If Java adds some nice standardized helpers like this, they will look equivalent. The current proposal is not this clean but that doesn't mean it won't be possible. The key difference is that async/await implies cooperative multitasking. Nothing else happens on the thread until you call await. I find that an easier model to think about, and I opt into multithreading when I need it.
Anyway Rust does this roughly using roughly the syntax you described (except no need to call "fork"). Languages that use async/await do not require you to say "async" at the call site.
I was using `async` as shorthand for "whatever it takes in a particular async implementation to launch an asynchronous task". Here's an example that more or less mirrors what I showed there:
async def main():
task1 = asyncio.create_task(
say_after(1, 'hello'))
task2 = asyncio.create_task(
say_after(2, 'world'))
print(f"started at {time.strftime('%X')}")

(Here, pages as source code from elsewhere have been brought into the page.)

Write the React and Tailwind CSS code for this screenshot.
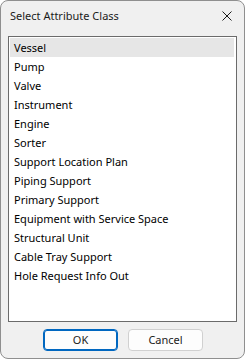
import React from "react";

const items = [
  "Vessel",
  "Pump",
  "Valve",
  "Instrument",
  "Engine",
  "Sorter",
  "Support Location Plan",
  "Piping Support",
  "Primary Support",
  "Equipment with Service Space",
  "Structural Unit",
  "Cable Tray Support",
  "Hole Request Info Out",
];

const App = () => {
  return (
    <div
      className="w-[245px] h-[359px] rounded-[8px] border border-[#8f8f8f] bg-[#f0f0f0] flex flex-col text-[11px] text-[#000] overflow-hidden"
      style={{ fontFamily: '"Segoe UI", "Noto Sans", sans-serif' }}
    >
      {/* Title bar */}
      <div className="h-[30px] flex items-center justify-between pl-[9px] pr-[12px]">
        <span className="text-[11px] text-[#1b1b1b]">Select Attribute Class</span>
        <svg width="10" height="10" viewBox="0 0 10 10" className="text-[#1b1b1b]">
          <path d="M0.5 0.5 L9.5 9.5 M9.5 0.5 L0.5 9.5" stroke="currentColor" strokeWidth="1" fill="none" />
        </svg>
      </div>

      {/* List */}
      <div className="mt-[5px] mx-[7px] h-[286px] border border-[#6b6b6b] bg-white pt-[1px] pl-[1px] pr-[2px]">
        {items.map((item, i) => (
          <div
            key={item}
            className={`h-[19px] flex items-center pl-[4px] leading-none ${
              i === 0 ? "bg-[#e6e6e6]" : ""
            }`}
          >
            {item}
          </div>
        ))}
      </div>

      {/* Buttons */}
      <div className="mt-[7px] flex justify-center gap-[10px] pl-[1px]">
        <button className="w-[75px] h-[22px] rounded-[4px] border border-[#0067c0] bg-[#fdfdfd] text-[11px] text-[#1b1b1b] shadow-[inset_0_0_0_1px_#0067c0]">
          OK
        </button>
        <button className="w-[75px] h-[22px] rounded-[4px] border border-[#d0d0d0] bg-[#fdfdfd] text-[11px] text-[#1b1b1b]">
          Cancel
        </button>
      </div>
    </div>
  );
};

export default App;
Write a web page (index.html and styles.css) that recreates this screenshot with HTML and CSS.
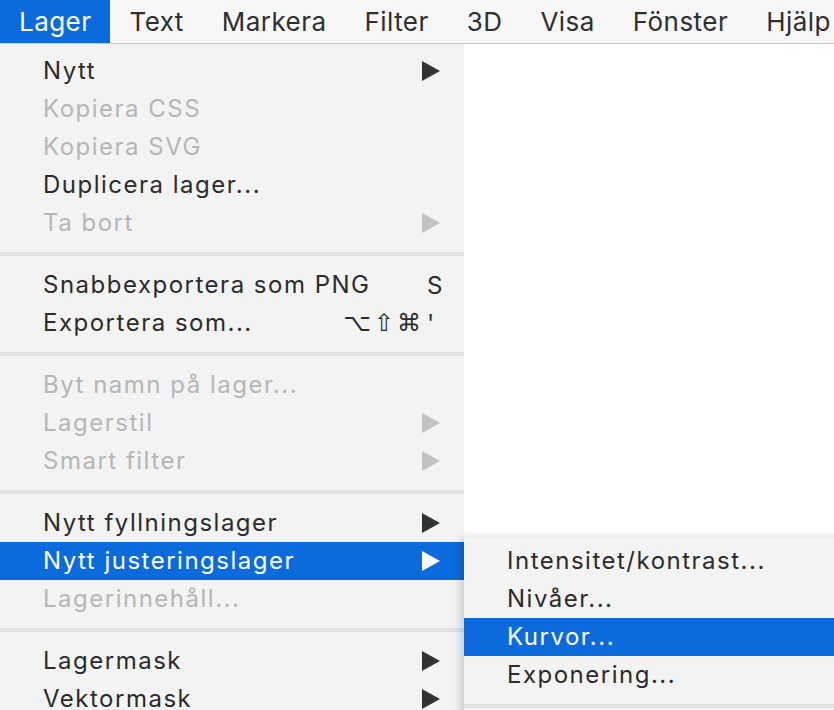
FILE: index.html
```html
<!DOCTYPE html>
<html lang="sv">
<head>
<meta charset="utf-8">
<title>Lager-meny</title>
<link rel="stylesheet" href="styles.css">
</head>
<body>
<div class="screen">
  <nav class="menubar">
    <span class="mb-item active">Lager</span>
    <span class="mb-item">Text</span>
    <span class="mb-item">Markera</span>
    <span class="mb-item">Filter</span>
    <span class="mb-item">3D</span>
    <span class="mb-item">Visa</span>
    <span class="mb-item">Fönster</span>
    <span class="mb-item">Hjälp</span>
  </nav>
  <div class="workspace">
    <div class="menu main-menu">
      <div class="row"><span class="label">Nytt</span><svg class="arrow" viewBox="0 0 18 20"><polygon points="0,0 18,10 0,20"/></svg></div>
      <div class="row disabled"><span class="label">Kopiera CSS</span></div>
      <div class="row disabled"><span class="label">Kopiera SVG</span></div>
      <div class="row"><span class="label">Duplicera lager...</span></div>
      <div class="row disabled"><span class="label">Ta bort</span><svg class="arrow" viewBox="0 0 18 20"><polygon points="0,0 18,10 0,20"/></svg></div>
      <div class="sep"></div>
      <div class="row"><span class="label">Snabbexportera som PNG</span><span class="mods"></span><span class="key">S</span></div>
      <div class="row"><span class="label">Exportera som...</span><span class="mods">⌥⇧⌘</span><span class="key">'</span></div>
      <div class="sep"></div>
      <div class="row disabled"><span class="label">Byt namn på lager...</span></div>
      <div class="row disabled"><span class="label">Lagerstil</span><svg class="arrow" viewBox="0 0 18 20"><polygon points="0,0 18,10 0,20"/></svg></div>
      <div class="row disabled"><span class="label">Smart filter</span><svg class="arrow" viewBox="0 0 18 20"><polygon points="0,0 18,10 0,20"/></svg></div>
      <div class="sep"></div>
      <div class="row"><span class="label">Nytt fyllningslager</span><svg class="arrow" viewBox="0 0 18 20"><polygon points="0,0 18,10 0,20"/></svg></div>
      <div class="row selected"><span class="label">Nytt justeringslager</span><svg class="arrow" viewBox="0 0 18 20"><polygon points="0,0 18,10 0,20"/></svg></div>
      <div class="row disabled"><span class="label">Lagerinnehåll...</span></div>
      <div class="sep"></div>
      <div class="row"><span class="label">Lagermask</span><svg class="arrow" viewBox="0 0 18 20"><polygon points="0,0 18,10 0,20"/></svg></div>
      <div class="row"><span class="label">Vektormask</span><svg class="arrow" viewBox="0 0 18 20"><polygon points="0,0 18,10 0,20"/></svg></div>
    </div>
    <div class="menu submenu">
      <div class="row"><span class="label">Intensitet/kontrast...</span></div>
      <div class="row"><span class="label">Nivåer...</span></div>
      <div class="row selected"><span class="label">Kurvor...</span></div>
      <div class="row"><span class="label">Exponering...</span></div>
      <div class="sep"></div>
    </div>
  </div>
</div>
</body>
</html>
```
FILE: styles.css
```css
html, body {
  margin: 0;
  padding: 0;
  background: #ffffff;
}

.screen {
  width: 834px;
  height: 710px;
  overflow: hidden;
  position: relative;
  font-family: Inter, "Liberation Sans", sans-serif;
  color: #2b2b2b;
}

.menubar {
  display: flex;
  height: 43px;
  background: #f7f7f7;
  border-bottom: 1px solid #c9c9c9;
  font-size: 26px;
  letter-spacing: 0.45px;
  white-space: nowrap;
}

.mb-item {
  display: flex;
  align-items: center;
  padding: 0 19px;
  color: #2f2f2f;
}

.mb-item.active {
  background: #0b6bdc;
  color: #ffffff;
}

.workspace {
  position: relative;
}

.menu {
  background: #f3f3f3;
  font-size: 24px;
  letter-spacing: 1.5px;
  white-space: nowrap;
}

.main-menu {
  width: 464px;
  padding-top: 8px;
}

.submenu {
  position: absolute;
  left: 464px;
  top: 494px;
  width: 400px;
  padding-top: 4px;
  box-shadow: -3px 0 9px rgba(0, 0, 0, 0.18);
}

.row {
  display: flex;
  align-items: center;
  height: 38px;
  padding-left: 43px;
  padding-right: 24px;
  color: #2b2b2b;
}

.label {
  flex: 1;
  line-height: 38px;
}

.row.disabled {
  color: #b6b6b6;
}

.row.selected {
  background: #0b6bdc;
  color: #ffffff;
}

.arrow {
  width: 18px;
  height: 20px;
  fill: #333333;
}

.row.disabled .arrow {
  fill: #c2c2c2;
}

.row.selected .arrow {
  fill: #ffffff;
}

.mods {
  font-family: "DejaVu Sans", sans-serif;
  font-size: 24px;
  letter-spacing: 3px;
  text-align: right;
}

.key {
  width: 15px;
  padding-left: 3px;
  margin-right: -2px;
}

.sep {
  height: 24px;
  display: flex;
  align-items: center;
}

.sep::before {
  content: "";
  display: block;
  width: 100%;
  height: 4px;
  background: #e2e2e2;
}
```
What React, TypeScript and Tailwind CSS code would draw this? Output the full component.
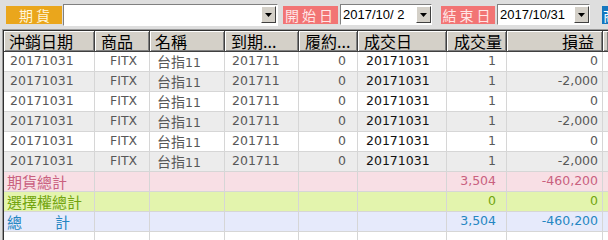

# Wait until both tasks are completed (should take
# around 2 seconds.)
await task1
await task2
print(f"finished at {time.strftime('%X')}")
It was a response to a particular thing you said, but I didn't quote because I thought it was obvious (my bad):
> With virtual threads, you need to write fork/join code to do two subtasks. With async await, you call two async functions and await them.
fork/join and async(for you: "whatever it takes in a particular async implementation to launch an asynchronous task")/await have the same pattern (if you need the synchronization point). That example above is a fork/join pattern but without the words "fork" and "join".
> Languages that use async/await do not require you to say "async" at the call site.
Nope, but if you start calling an async function from within a non-async function, then that function now has to become async, and all of the callers of that function have to become async. This isn't a problem with the green threads approach.